▶ DATA EXCERPT

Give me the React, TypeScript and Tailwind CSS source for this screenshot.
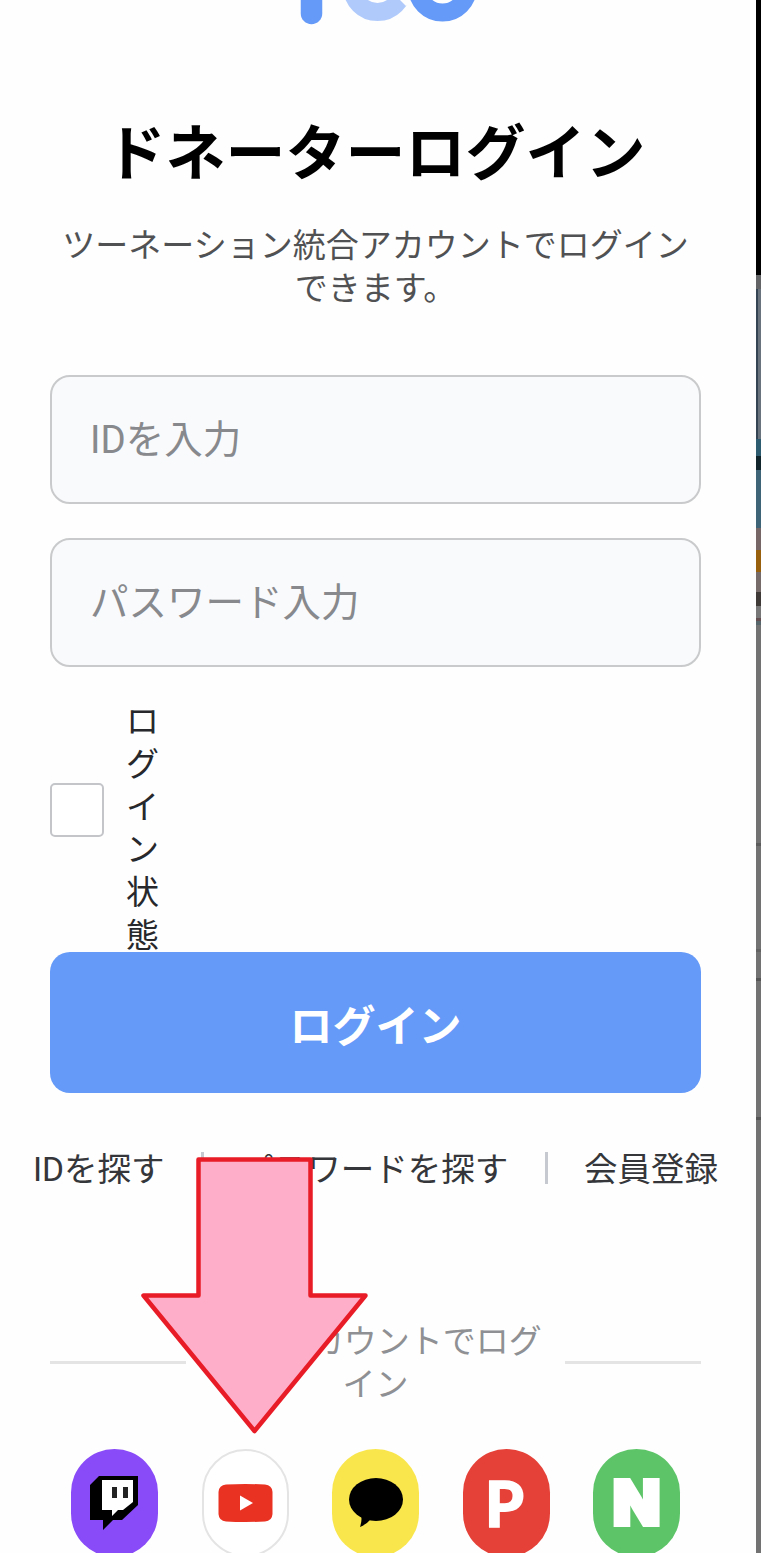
import React from "react";

const socialBase =
  "flex h-[108px] w-[87px] shrink-0 items-center justify-center rounded-full";

function Logo() {
  return (
    <svg className="ml-[280px] block h-[26px] w-[200px] shrink-0" viewBox="0 0 200 26" fill="none">
      <path d="M31.500 -10V13.500" stroke="#659af8" strokeWidth="21.500" strokeLinecap="round" />
      <circle cx="97.500" cy="-13.500" r="25.500" stroke="#b0cbfb" strokeWidth="18" />
      <path d="M117 -3L126 6L136 -3Z" fill="#fefefe" />
      <circle cx="162.500" cy="-13" r="25.500" stroke="#659af8" strokeWidth="18" />
    </svg>
  );
}

function Separator() {
  return <span className="h-8 w-[3px] bg-[#c6cad0]" />;
}

function TwitchIcon() {
  return (
    <svg className="mr-[1px] h-[54px] w-[50px]" viewBox="0 0 50 54">
      <path d="M10 0H49V29L33 44H24L14 54V44H1V9Z" fill="#000" />
      <path d="M13 4H44V26L34 34H29L23 40V34H13Z" fill="#fff" />
      <path d="M23 11H28V22H23ZM34 11H39V22H34Z" fill="#222" />
    </svg>
  );
}

function YoutubeIcon() {
  return (
    <svg className="h-[38px] w-[55px]" viewBox="0 0 55 38">
      <path d="M8 .5Q27 -.5 47 .5Q54 1 54.500 8V30Q54 37 47 37.500Q27 38.500 8 37.500Q1 37 .5 30V8Q1 1 8 .5Z" fill="#ea3223" />
      <path d="M22 11.500L35 19L22 26.500Z" fill="#fff" />
    </svg>
  );
}

function TalkIcon() {
  return (
    <svg className="h-[50px] w-[54px]" viewBox="0 0 54 50">
      <ellipse cx="27" cy="21.500" rx="27" ry="21.500" fill="#000" />
      <path d="M11 35Q14 40 11 49Q18 46 23 40Z" fill="#000" />
    </svg>
  );
}

function BackdropStrip() {
  return (
    <div className="flex h-full w-[5px] shrink-0 flex-col overflow-hidden bg-[#727272]">
      <div className="h-[275px] shrink-0 bg-black" />
      <div className="h-[14px] shrink-0 bg-[#626466]" />
      <div className="h-[150px] shrink-0 border-l-2 border-[#344453] bg-[#68737e]" />
      <div className="h-[17px] shrink-0 bg-[#2d5c70]" />
      <div className="h-[14px] shrink-0 bg-[#10262c]" />
      <div className="h-[58px] shrink-0 bg-[#3d6577]" />
      <div className="h-[22px] shrink-0 bg-[#766666]" />
      <div className="h-[22px] shrink-0 bg-[#98600c]" />
      <div className="h-[20px] shrink-0 bg-[#766b68]" />
      <div className="h-[14px] shrink-0 bg-[#3f3938]" />
      <div className="h-[12px] shrink-0 bg-[#777]" />
      <div className="h-[3px] shrink-0 bg-[#654e50]" />
      <div className="h-[4px] shrink-0 bg-[#56666a]" />
      <div className="h-[218px] shrink-0" />
      <div className="h-[3px] shrink-0 bg-[#5c5c5c]" />
      <div className="h-[103px] shrink-0" />
      <div className="h-[3px] shrink-0 bg-[#626262]" />
      <div className="h-[26px] shrink-0" />
      <div className="h-[3px] shrink-0 bg-[#555]" />
      <div className="h-[136px] shrink-0" />
      <div className="h-[3px] shrink-0 bg-[#555]" />
    </div>
  );
}

export default function App() {
  return (
    <div className="relative flex h-[1553px] w-[761px] overflow-hidden bg-white [font-family:Roboto,'Noto_Sans_CJK_JP',sans-serif]">
      <main className="flex h-full w-[756px] shrink-0 flex-col bg-[#fefefe] pr-[5px]">
        <Logo />
        <h1 className="mt-[87px] shrink-0 text-center text-[60px] leading-[84px] font-bold whitespace-nowrap text-black">
          ドネーターログイン
        </h1>
        <p className="mt-[27px] shrink-0 text-center text-[33px] leading-[43px] whitespace-nowrap text-[#505153]">
          ツーネーション統合アカウントでログイン
          <br />
          できます。
        </p>
        <form className="mx-[50px] mt-[65px] flex shrink-0 flex-col" onSubmit={(e) => e.preventDefault()}>
          <input
            type="text"
            placeholder="IDを入力"
            className="h-[129px] w-full rounded-[20px] border-2 border-[#c9cacb] bg-[#f9fafc] px-[38px] text-[38.500px] outline-none placeholder:text-[#87898d]"
          />
          <input
            type="password"
            placeholder="パスワード入力"
            className="mt-[34px] h-[129px] w-full rounded-[20px] border-2 border-[#c9cacb] bg-[#f9fafc] px-[38px] text-[38.500px] outline-none placeholder:text-[#87898d]"
          />
          <label className="mt-[33px] flex h-[252px] items-start">
            <input
              type="checkbox"
              className="mt-[83px] h-[54px] w-[54px] appearance-none rounded-[5px] border-2 border-[#c3c5c9] bg-white"
            />
            <span className="mt-px ml-[22px] w-[33px] text-[33px] leading-[42.800px] break-all text-[#26282b]">
              ログイン状態
            </span>
          </label>
          <button
            type="submit"
            className="h-[141px] w-full rounded-[20px] bg-[#659af8] pt-[9px] text-[43px] font-bold text-white"
          >
            ログイン
          </button>
        </form>
        <nav className="mt-[53px] ml-[33px] flex h-[44px] w-[685px] shrink-0 items-center justify-between text-[33.500px] leading-[44px] whitespace-nowrap text-[#34363a]">
          <a className="pt-[3px]">IDを探す</a>
          <Separator />
          <a className="pt-[3px]">パスワードを探す</a>
          <Separator />
          <a className="pt-[3px]">会員登録</a>
        </nav>
        <div className="mx-[50px] mt-[129px] flex h-[86px] shrink-0 items-center justify-between">
          <span className="h-[3px] w-[136px] bg-[#e4e4e5]" />
          <p className="pt-[2px] text-center text-[33px] leading-[43px] whitespace-nowrap text-[#8e9093]">
            <span className="tracking-[2px]">SNS</span>アカウントでログ
            <br />
            イン
          </p>
          <span className="h-[3px] w-[136px] bg-[#e4e4e5]" />
        </div>
        <div className="mt-[44px] ml-[71px] flex w-[609px] shrink-0 justify-between">
          <a className={`${socialBase} bg-[#894af7]`}>
            <TwitchIcon />
          </a>
          <a className={`${socialBase} border-2 border-[#e4e4e5] bg-white`}>
            <YoutubeIcon />
          </a>
          <a className={`${socialBase} bg-[#f9e64d]`}>
            <TalkIcon />
          </a>
          <a className={`${socialBase} bg-[#e54138] pr-[3px] [font-family:Lato,sans-serif] text-[62px] leading-none font-black text-white [-webkit-text-stroke:1.5px_white] [stroke-linejoin:round]`}>
            P
          </a>
          <a className={`${socialBase} bg-[#5dc568] [font-family:Inter,sans-serif] text-[62px] leading-none font-black text-white [-webkit-text-stroke:4px_white]`}>
            N
          </a>
        </div>
      </main>
      <BackdropStrip />
      <svg className="absolute top-[1156px] left-[140px] h-[280px] w-[230px]" viewBox="140 1156 230 280">
        <path
          d="M198.500 1159.500H310.500V1295.500H365.500L254.500 1431L143.500 1295.500H198.500Z"
          fill="#ffaec9"
          stroke="#e81c27"
          strokeWidth="4.500"
          strokeLinejoin="round"
        />
      </svg>
    </div>
  );
}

▶ BRIEF
Everything from the first line of the listing above through the line that contains "h-[108px] w-[87px] shrink-0" is to be restated word for word, minus the pictures.

▶ PROBLEM SOLUTION
Give me the React, TypeScript and Tailwind CSS source for this screenshot.
import React from "react";

const socialBase =
  "flex h-[108px] w-[87px] shrink-0 items-center justify-center rounded-full";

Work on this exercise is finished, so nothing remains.